Molecular Alignment of Polymer Liquid Crystals in Shear Flows. 2. Transient Flow Behavior in Poly(benzyl glutamate) Solutions

Flow birefringence is used to study the degree of molecular orientation in transient shear flows of liquid crystalline solutions of poly(benzyl glutamate) (PBG). Experiments are confined to the low shear rate regime in which it is known that such solutions exhibit director tumbling. Our optical results exhibit characteristics common to PBG solutions, including oscillatory responses that scale with shear strain and relaxation processes that scale inversely with the previously applied shear rate. The measured degree of orientation is compared with the transient predictions of the linear Larson and Doi tumbling polydomain model [Larson, R. G.; Doi, M. J. Rheol. 1991, 35, 539], which is known to qualitatively reproduce transient stress behavior well.
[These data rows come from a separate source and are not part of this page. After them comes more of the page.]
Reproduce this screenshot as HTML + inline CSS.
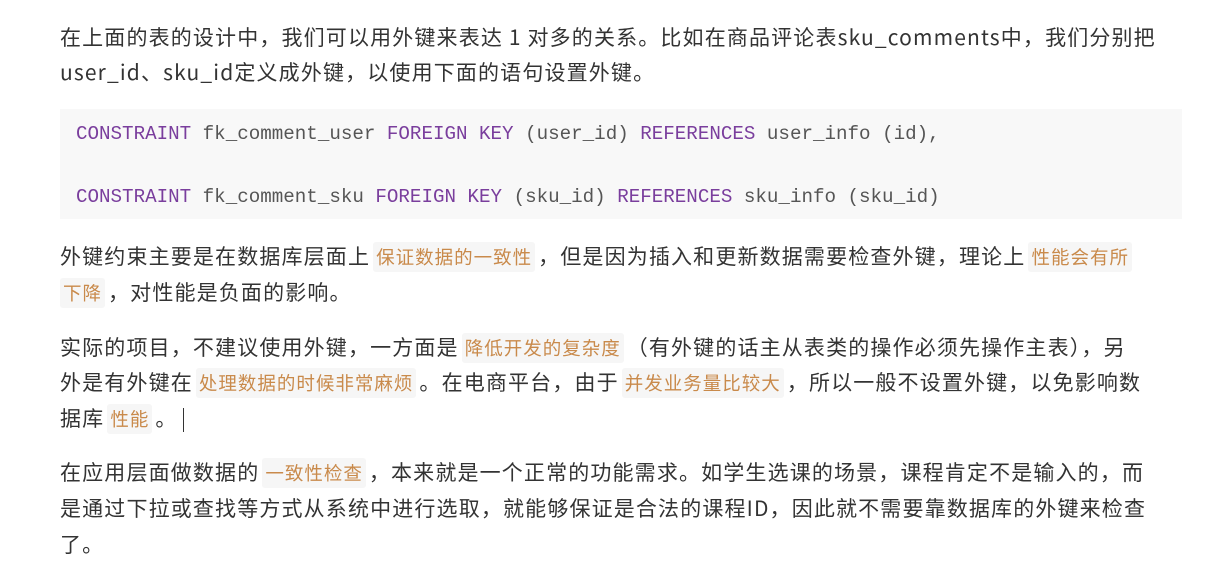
<!DOCTYPE html>
<html><head><meta charset="utf-8"><style>
body{margin:0;width:1210px;height:566px;background:#fff;overflow:hidden;font-family:"Noto Sans CJK SC","Liberation Sans",sans-serif;color:#333;}
.l{position:absolute;left:60px;font-size:21px;line-height:32px;white-space:nowrap;letter-spacing:1.15px;}
.c{background:#f6f6f6;color:#c98a4b;font-size:18.5px;padding:2px 3px;margin:0 3px;border-radius:3px;letter-spacing:1px;}
.code{position:absolute;left:60px;top:109px;width:1122px;height:110px;background:#f8f8f8;}
.cl{position:absolute;left:16px;font-family:"Liberation Mono",monospace;font-size:19.2px;color:#555;white-space:nowrap;}
.k{color:#7a3e9d;}
</style></head><body>
<div class="l" style="top:21px">在上面的表的设计中，我们可以用外键来表达 1 对多的关系。比如在商品评论表sku_comments中，我们分别把</div>
<div class="l" style="top:56px">user_id、sku_id定义成外键，以使用下面的语句设置外键。</div>
<div class="code">
<div class="cl" style="top:14px"><span class="k">CONSTRAINT</span> fk_comment_user <span class="k">FOREIGN KEY</span> (user_id) <span class="k">REFERENCES</span> user_info (id),</div>
<div class="cl" style="top:77px"><span class="k">CONSTRAINT</span> fk_comment_sku <span class="k">FOREIGN KEY</span> (sku_id) <span class="k">REFERENCES</span> sku_info (sku_id)</div>
</div>
<div class="l" style="top:240px">外键约束主要是在数据库层面上<span class="c">保证数据的一致性</span>，但是因为插入和更新数据需要检查外键，理论上<span class="c">性能会有所</span></div>
<div class="l" style="top:276px;left:57px"><span class="c">下降</span>，对性能是负面的影响。</div>
<div class="l" style="top:331px">实际的项目，不建议使用外键，一方面是<span class="c">降低开发的复杂度</span>（有外键的话主从表类的操作必须先操作主表），另</div>
<div class="l" style="top:366px">外是有外键在<span class="c">处理数据的时候非常麻烦</span>。在电商平台，由于<span class="c">并发业务量比较大</span>，所以一般不设置外键，以免影响数</div>
<div class="l" style="top:402px">据库<span class="c">性能</span>。<span style="display:inline-block;width:1px;height:24px;background:#333;vertical-align:middle;margin-left:6px"></span></div>
<div class="l" style="top:456px">在应用层面做数据的<span class="c">一致性检查</span>，本来就是一个正常的功能需求。如学生选课的场景，课程肯定不是输入的，而</div>
<div class="l" style="top:492px">是通过下拉或查找等方式从系统中进行选取，就能够保证是合法的课程ID，因此就不需要靠数据库的外键来检查</div>
<div class="l" style="top:528px">了。</div>
</body></html>
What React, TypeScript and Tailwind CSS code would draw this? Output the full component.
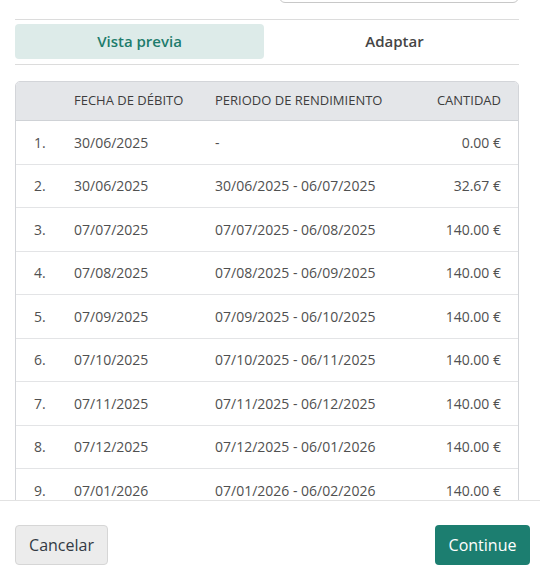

Our results reveal some shortcomings of the model regarding its predictions of molecular orientation. Our most startling observation is a significant increase in molecular orientation upon cessation of shear flow. This increase in orientation provides a straightforward explanation for the gradual decrease in dynamic moduli that is observed following cessation of shear flow. This result is in direct contradiction with conclusions drawn by Asada and co-workers on similar PBG solutions [Asada, T.; Onagi, S.; Yanase, H. Polym. Eng. Sci. 1984, 24, 355]. We attribute this discrepancy to ambiguity in birefringence measurements resulting from multiple retardation orders; we have employed a spectrographic birefringence technique that eliminates this source of uncertainty. This work is an extension of an accompanying paper on steady-state flow behavior.